2. For those of you that aren't observant, the path along the lake that stretches from approximately 5700 N to freakin' Alabama is marked kind of like those road things you may have seen. If you've gone further north than Ardmore, certainly as you are relegated to one of those mysterious road things at that time. If you're really observant, you'll notice that it's slightly narrower than those road things. The width of the lane is roughly the size of a large green truck that has "Parks and Recreation" on the side of it. The lesson? Stop riding like four abreast. Your frriends are riding with you. Great. But you're blocking up like 70% of the road and it's impossible to pass you if you're going the same direction as I am and it's impossible to get far over enough without running off the road to avoid you if you're coming towards me.
In-line Skaters:
1) You and I are of a kind. We're both using wheeled transport to get us to our destination or for exercise (though seriously I doubt that I'd be doing this if it weren't quicker than the freaking train; more on that later). I've done some inline skating in the past. I'm familiar with the concept. From what I've experienced, I'm not sure you need to make your pushing-off-with-your-skates width the same width as the lane. But that's ok. I can deal with that. When your effective width is one and a half lanes, you're in my way, and that makes me surly.
Pedestrians
1) Pay attention, dammit. Don't go bounding across the bikepath without looking. Would you do this on Lake Shore Drive? No, you wouldn't. or at least, you haven't, as evidenced by the thing where you're still alive. Why on earth is that cool just because the vehicles on the road are smaller and less stable?
2) "On the right." or "On your left". Those are things that people commonly shout ahead to warn you that they're coming and they're going to pass you either on your left if you're a normal person or on your right if for some reason you're skipping around on the far left of the path. If you hear this, do not walk into the direction that was indicated. Similarly, don't stop and turn around to look at me. You can look over your shoulder, I promise. And the drastically changing your course in a way counter to the information you've been given just makes it more likely that I have to swerve to miss you because you didn't believe me when I said I was coming up on you.
3) These roads and sidewalks and paths and things have a finite width. Cool that you've got an entourage of thirty goddamn seventeen year olds, but if you could not so much with the all walking side-by-side thing. It's annoying.
4) Leave the garbage there. I'm not going to wreck if I hit it, but I will wreck if you jump in front of me to get it and I have to swerve to avoid hitting you because you're eighty and will snap in two if touched.
Motorists:
1) Don't honk at me. I know I'm slower than a car, and I would be going faster if the roads were actually, you know, paved and if the mirrors on SUVs didn't stick out seven feet from the car.

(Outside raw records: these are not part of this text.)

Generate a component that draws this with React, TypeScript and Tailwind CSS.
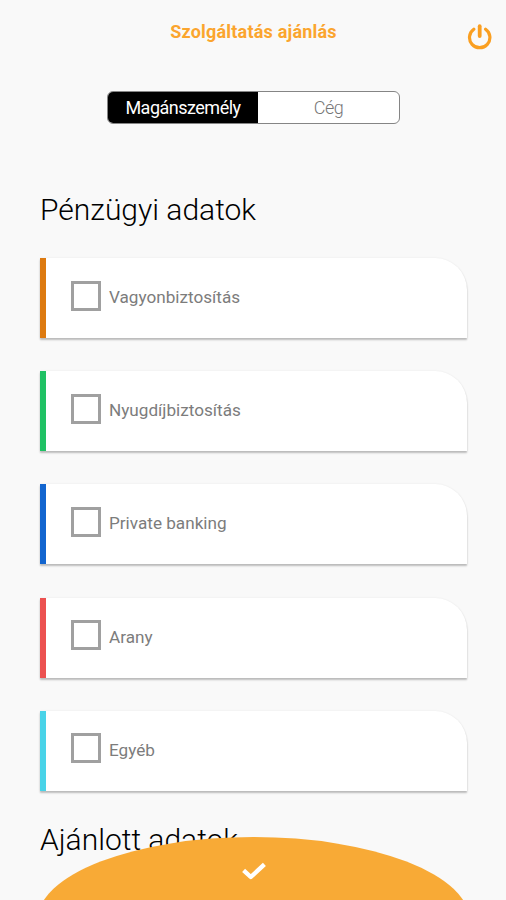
import { useState } from "react";

const services = [
  { label: "Vagyonbiztosítás", bar: "bg-[#dd7a10]" },
  { label: "Nyugdíjbiztosítás", bar: "bg-[#1fc164]" },
  { label: "Private banking", bar: "bg-[#1265cf]" },
  { label: "Arany", bar: "bg-[#ec5150]" },
  { label: "Egyéb", bar: "bg-[#49d3e8]" },
];

function PowerIcon() {
  return (
    <svg width="26" height="26" viewBox="0 0 26 26" fill="none" stroke="#fa9f21" strokeWidth="3.2" strokeLinecap="round">
      <path d="M7.8 5.2A10.2 10.2 0 1 0 19.6 5.2" />
      <path d="M13.7 2.2V12" strokeWidth="3.8" />
    </svg>
  );
}

function ServiceCard({ label, bar }: { label: string; bar: string }) {
  const [checked, setChecked] = useState(false);
  return (
    <label className="flex h-20 overflow-hidden rounded-tr-[32px] bg-white shadow-[0_2px_2px_rgba(0,0,0,0.24),0_0_2px_rgba(0,0,0,0.08)]">
      <span className={`w-1.5 shrink-0 ${bar}`} />
      <span className="flex items-center pb-[5px] pl-[25px]">
        <input
          type="checkbox"
          checked={checked}
          onChange={() => setChecked(!checked)}
          className="size-[30px] appearance-none border-[3px] border-[#a0a0a0] bg-white checked:bg-[#f8aa36]"
        />
        <span className="pl-2 pt-[3px] text-[17.15px] leading-6 text-[#7c7c7c]">{label}</span>
      </span>
    </label>
  );
}

export default function App() {
  return (
    <div className="relative h-[900px] w-full overflow-hidden bg-[#f9f9f9] font-['Roboto',sans-serif]">
      <header className="grid h-[91px] grid-cols-[40px_1fr_40px] items-start">
        <span />
        <h1 className="pl-px pt-5 text-center text-[18px] font-bold leading-6 tracking-[0.2px] text-[#fba52e]">Szolgáltatás ajánlás</h1>
        <button className="pt-6" aria-label="Kilépés">
          <PowerIcon />
        </button>
      </header>

      <div className="ml-[107px] flex h-[33px] w-[293px] overflow-hidden rounded-[6px] border border-[#858585] bg-white text-[18px] tracking-[-0.5px]">
        <button className="w-[150px] bg-black text-white">Magánszemély</button>
        <button className="flex-1 font-light text-[#777777]">Cég</button>
      </div>

      <main className="pl-10 pr-[39px]">
        <h2 className="pt-[66px] text-[30px] font-light leading-10 text-black">Pénzügyi adatok</h2>
        <div className="mt-[28px] flex flex-col gap-[33.18px]">
          {services.map((s) => (
            <ServiceCard key={s.label} label={s.label} bar={s.bar} />
          ))}
        </div>
        <h2 className="pt-[29px] text-[30px] font-light leading-10 text-black">Ajánlott adatok</h2>
      </main>

      <button
        aria-label="Mentés"
        className="absolute left-[37px] top-[837px] flex h-[168px] w-[433px] justify-center rounded-[50%] bg-[#f8aa36] pt-[24px]"
      >
        <svg width="26" height="20" viewBox="0 0 26 20" fill="none" stroke="white" strokeWidth="4.4" strokeLinecap="butt" strokeLinejoin="round">
          <path d="M2.6 9.4L9.8 16L23.4 3.4" />
        </svg>
      </button>
    </div>
  );
}
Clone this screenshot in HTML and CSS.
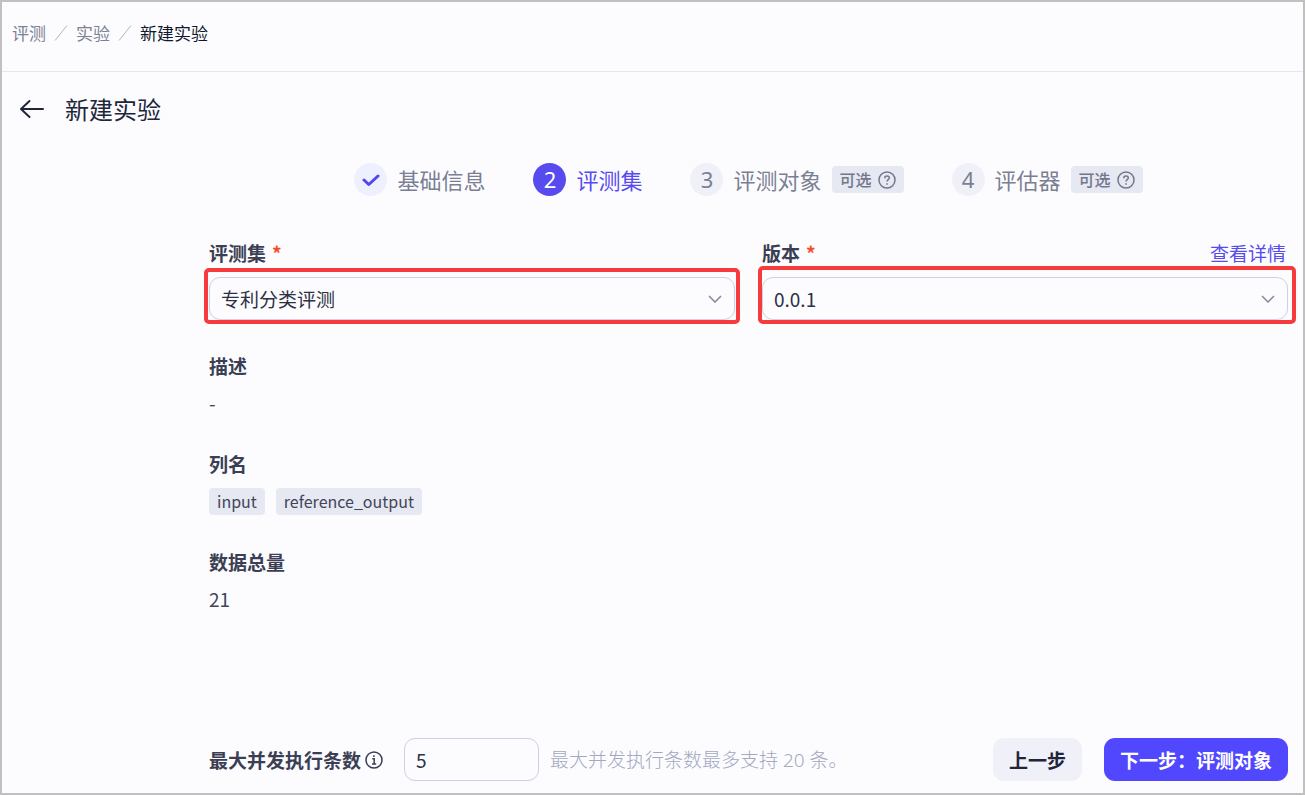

So I know I'm inconveniencing you for thirty seconds. I'll get out of your way as soon as there's somewhere for me to go. But if I'm without an exit and you're still honking at me because you're a prick, I reserve the right to catch up to you at the next light (because you will have to stop in the next two minutes because lights and traffic are freaking nuts) and break your windshield with my bike lock.
2) None of this thing where you play gracious and we do this "You go. No, you go." shit. Either go or don't. If you go, that's fine, but this "I'll move forward three feet then realize there's a cyclist coming at me and stop in the middle of the intersection which helps no one and why is he screaming and waving that bike lock around" has got to stop.
3) If I'm passing you, it means you're going too slow.
CTA:
1) It takes, as of right now, given where I live, about one hour twenty minutes door-to-door by bus or by the Red Line. The purple line cuts that down to one hour. Riding my bike, it takes about 50 minutes. This is not ok. I'm on a bike, powered by cola and poorly made hamburgers and frozen flavored applesauce. You're a train. You're faster. We settled this in 1840. Act your speed.
Bike:
1) Why can't you not have flat tires once in a while? Also, please be powered by some kind of motor soon. And actually be enclosed. Have four wheels. The sooner you can be a car, the happier we'll all be.
Also, this appears to be Post Two Hundred. Good for that.